We also hope to bridge into the code → reusable code (ie packaging) once we feel confident that the high level packaging topics are a bit more stable. At that point we’d be targetting users as well with the focus on open science (also core to our name). i think our work there would be complementary to both pythia (but don’t let me speak for y’all!!) and also other efforts i’m aware of at places such as NCEAS, etc!!

psyched that this convo is happening.

2 Likes

One other note - hope i’m not writing too much :slight_smile:
We are also focused on (diversifying) contributors to open source and those folks might not be devs or maintainers. :slight_smile:

Ok glad everyone is connected here! Thank you!

1 Like

SPECS…

Thanks for pointing to the SPECs, I think that whole process will be very valuable in general. I kind of think that a SPEC would be overkill for the tutorial I’m proposing here though.

we definitely are targetting maintainers. And more specifically maintainers who are not working on the BIG projects like xarray, numpy, pandas.

This is the audience I imagined might benefit from some API guidelines.
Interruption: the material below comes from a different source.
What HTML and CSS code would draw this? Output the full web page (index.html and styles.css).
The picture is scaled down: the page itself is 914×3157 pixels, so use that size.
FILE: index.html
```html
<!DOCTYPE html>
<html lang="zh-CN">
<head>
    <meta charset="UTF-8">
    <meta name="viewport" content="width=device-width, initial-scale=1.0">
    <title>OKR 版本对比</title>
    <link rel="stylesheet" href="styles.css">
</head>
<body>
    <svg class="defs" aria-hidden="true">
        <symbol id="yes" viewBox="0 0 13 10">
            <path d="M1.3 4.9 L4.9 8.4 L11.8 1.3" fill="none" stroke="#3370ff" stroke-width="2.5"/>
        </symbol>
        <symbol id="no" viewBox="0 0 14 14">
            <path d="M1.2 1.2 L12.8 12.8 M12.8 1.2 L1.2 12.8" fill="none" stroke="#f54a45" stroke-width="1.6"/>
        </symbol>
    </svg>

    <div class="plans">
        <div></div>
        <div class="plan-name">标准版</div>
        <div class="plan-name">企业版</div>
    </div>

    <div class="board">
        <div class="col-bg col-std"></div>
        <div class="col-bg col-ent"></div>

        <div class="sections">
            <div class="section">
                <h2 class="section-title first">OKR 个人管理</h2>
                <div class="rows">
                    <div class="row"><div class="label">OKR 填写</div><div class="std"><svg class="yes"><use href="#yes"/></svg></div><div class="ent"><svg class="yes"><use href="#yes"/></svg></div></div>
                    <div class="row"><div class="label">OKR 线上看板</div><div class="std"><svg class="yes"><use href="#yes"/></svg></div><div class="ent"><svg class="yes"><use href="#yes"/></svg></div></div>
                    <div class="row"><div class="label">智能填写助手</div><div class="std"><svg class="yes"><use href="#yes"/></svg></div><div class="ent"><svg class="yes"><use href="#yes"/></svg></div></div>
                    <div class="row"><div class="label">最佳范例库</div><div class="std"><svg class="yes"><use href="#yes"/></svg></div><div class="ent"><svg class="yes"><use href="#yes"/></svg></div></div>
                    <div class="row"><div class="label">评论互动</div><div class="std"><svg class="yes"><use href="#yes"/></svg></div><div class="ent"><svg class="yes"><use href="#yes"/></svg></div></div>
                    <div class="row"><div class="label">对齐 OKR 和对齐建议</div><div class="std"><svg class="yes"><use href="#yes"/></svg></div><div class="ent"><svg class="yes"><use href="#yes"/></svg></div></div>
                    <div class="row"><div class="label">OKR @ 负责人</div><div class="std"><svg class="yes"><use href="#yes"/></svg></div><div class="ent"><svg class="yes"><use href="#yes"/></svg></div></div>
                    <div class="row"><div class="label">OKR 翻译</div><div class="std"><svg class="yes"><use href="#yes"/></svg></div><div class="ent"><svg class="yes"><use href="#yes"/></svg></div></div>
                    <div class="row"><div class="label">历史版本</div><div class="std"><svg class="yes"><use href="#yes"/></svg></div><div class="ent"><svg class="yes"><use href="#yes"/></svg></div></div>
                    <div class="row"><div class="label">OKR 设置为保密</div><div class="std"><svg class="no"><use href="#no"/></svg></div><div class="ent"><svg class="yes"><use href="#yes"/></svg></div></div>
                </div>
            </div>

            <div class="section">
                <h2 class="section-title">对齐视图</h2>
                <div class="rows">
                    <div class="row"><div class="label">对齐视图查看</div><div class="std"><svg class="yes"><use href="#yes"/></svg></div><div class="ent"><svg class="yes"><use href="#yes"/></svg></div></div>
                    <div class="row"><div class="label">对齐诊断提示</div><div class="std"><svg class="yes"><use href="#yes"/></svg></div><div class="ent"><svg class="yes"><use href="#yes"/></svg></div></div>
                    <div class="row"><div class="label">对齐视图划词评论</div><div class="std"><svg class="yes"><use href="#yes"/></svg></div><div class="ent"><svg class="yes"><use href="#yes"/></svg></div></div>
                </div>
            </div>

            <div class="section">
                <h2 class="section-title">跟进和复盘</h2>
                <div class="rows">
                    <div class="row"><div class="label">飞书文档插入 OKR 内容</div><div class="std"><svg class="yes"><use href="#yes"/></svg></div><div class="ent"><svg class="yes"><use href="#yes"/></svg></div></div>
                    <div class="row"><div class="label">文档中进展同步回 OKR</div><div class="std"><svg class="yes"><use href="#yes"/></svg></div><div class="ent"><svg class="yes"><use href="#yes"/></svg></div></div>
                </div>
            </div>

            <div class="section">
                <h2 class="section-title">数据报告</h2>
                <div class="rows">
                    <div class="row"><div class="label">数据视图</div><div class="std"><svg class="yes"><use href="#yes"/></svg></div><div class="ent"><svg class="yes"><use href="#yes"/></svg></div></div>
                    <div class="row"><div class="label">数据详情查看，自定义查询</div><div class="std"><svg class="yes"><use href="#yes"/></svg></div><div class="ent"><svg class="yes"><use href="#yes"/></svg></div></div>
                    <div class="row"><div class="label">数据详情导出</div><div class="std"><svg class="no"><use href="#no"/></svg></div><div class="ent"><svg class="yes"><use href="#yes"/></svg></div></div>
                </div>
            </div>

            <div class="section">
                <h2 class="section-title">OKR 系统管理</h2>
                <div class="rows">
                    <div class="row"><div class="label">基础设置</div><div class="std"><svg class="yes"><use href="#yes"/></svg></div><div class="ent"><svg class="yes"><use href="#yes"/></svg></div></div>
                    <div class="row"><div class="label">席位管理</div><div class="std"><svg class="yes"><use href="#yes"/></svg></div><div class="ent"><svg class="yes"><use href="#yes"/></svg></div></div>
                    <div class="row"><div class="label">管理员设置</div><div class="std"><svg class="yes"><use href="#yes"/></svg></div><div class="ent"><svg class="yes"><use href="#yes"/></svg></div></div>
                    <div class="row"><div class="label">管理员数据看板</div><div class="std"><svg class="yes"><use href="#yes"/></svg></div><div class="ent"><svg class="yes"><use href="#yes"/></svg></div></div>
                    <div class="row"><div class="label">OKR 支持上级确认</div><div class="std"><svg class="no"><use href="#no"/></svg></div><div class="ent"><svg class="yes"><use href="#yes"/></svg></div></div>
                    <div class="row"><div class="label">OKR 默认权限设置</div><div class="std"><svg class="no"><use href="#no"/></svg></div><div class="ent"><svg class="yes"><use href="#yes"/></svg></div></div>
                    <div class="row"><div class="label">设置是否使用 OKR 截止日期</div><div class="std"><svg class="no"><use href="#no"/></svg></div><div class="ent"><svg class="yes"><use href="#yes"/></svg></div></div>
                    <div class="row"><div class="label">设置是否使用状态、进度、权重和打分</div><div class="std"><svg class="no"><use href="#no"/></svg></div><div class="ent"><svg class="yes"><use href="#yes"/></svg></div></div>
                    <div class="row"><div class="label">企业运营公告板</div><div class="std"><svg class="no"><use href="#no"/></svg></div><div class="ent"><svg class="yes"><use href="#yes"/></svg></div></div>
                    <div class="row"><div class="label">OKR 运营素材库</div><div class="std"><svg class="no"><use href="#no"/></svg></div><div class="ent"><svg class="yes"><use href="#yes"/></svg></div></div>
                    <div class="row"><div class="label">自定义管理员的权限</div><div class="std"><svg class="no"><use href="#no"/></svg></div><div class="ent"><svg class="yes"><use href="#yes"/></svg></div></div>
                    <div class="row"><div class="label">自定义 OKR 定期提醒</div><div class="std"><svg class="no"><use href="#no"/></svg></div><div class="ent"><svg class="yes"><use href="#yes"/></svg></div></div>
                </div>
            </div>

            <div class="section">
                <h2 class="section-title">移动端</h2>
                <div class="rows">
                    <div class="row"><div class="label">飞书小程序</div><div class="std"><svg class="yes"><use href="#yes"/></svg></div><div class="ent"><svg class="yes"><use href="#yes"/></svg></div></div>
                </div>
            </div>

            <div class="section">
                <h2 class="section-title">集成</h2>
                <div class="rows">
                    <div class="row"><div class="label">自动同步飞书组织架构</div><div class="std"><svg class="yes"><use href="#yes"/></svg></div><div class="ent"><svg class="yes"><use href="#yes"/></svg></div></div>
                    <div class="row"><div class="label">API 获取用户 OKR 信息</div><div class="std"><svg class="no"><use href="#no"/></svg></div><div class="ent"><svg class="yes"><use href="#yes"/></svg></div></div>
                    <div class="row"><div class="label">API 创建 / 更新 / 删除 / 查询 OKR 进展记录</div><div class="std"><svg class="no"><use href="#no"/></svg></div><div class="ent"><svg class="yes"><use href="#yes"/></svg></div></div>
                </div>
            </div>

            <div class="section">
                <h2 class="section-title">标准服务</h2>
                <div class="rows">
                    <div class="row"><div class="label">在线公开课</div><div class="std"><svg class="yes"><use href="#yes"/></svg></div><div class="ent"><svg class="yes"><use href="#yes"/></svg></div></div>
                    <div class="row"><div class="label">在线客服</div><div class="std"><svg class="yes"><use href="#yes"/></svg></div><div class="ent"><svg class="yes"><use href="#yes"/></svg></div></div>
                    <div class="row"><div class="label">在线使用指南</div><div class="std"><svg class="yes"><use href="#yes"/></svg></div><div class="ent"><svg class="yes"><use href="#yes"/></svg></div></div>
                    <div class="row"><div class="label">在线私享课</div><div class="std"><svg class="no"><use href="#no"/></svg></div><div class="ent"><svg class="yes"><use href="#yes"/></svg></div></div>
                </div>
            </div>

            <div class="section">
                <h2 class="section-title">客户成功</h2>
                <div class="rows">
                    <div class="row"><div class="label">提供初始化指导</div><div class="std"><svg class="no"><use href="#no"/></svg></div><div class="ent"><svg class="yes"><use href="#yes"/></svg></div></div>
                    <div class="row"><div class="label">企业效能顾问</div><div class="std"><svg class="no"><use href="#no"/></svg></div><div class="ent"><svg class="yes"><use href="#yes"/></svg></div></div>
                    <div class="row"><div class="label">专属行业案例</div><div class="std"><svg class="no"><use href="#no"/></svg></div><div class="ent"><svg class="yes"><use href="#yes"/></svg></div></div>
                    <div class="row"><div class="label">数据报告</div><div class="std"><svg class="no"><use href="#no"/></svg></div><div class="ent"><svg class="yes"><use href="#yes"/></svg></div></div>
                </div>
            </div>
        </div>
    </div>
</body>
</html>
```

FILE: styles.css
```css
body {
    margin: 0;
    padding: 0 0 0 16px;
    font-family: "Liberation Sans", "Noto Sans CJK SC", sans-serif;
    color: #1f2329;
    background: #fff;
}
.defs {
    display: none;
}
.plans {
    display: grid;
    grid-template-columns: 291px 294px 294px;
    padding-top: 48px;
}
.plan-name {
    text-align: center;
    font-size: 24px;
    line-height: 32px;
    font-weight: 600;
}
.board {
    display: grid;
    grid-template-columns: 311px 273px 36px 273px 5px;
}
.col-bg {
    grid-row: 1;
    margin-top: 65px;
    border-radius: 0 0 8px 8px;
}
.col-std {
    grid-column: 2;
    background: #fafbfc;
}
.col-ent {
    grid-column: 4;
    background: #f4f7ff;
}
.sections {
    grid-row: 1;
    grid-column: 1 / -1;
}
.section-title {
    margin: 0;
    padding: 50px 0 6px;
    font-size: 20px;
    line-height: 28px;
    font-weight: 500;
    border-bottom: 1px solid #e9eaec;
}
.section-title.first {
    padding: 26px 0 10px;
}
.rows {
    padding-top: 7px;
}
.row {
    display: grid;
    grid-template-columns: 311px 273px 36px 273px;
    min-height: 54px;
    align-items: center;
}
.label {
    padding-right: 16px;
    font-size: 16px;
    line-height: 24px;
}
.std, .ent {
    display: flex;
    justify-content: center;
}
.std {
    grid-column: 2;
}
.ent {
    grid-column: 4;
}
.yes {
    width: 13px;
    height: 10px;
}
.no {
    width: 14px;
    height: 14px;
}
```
And first-time or would-be maintainers who are in the process of developing a small package.

@lwasser for this tutorial to live in PyOpenSci (and be linked from Pythia etc.) does it have to conform to a specific format?

1 Like

hi @TomNicholas Great question!
This will be our first tutorial published so right now there are no requirements! if it’s something that people could run the code for, we could talk about a binder link, CI build etc.

My plan had been to create a python-packaging-tutorials section on the website. then, we can add content there. we could have a clear pangeo banner at the top as well.

i’m very open to what this looks like and how we link back to pythia / pangeo etc from it, etc.

Also if you write the tutorial and the group here / you decide it might be better on Pythia (please know I want whatever we do to also be the best decision for the Pangeo community!!) that is also totally fine.

in that scenario, we could potentially pull out best practice standards from it that would then go into our packaging guidebook which would then link to your tutorial if that makes sense. @TomAugspurger and i loosely discussed this yesterday as an option!

This will be a valuable resource!!

does the above sound good to you / folks here?

1 Like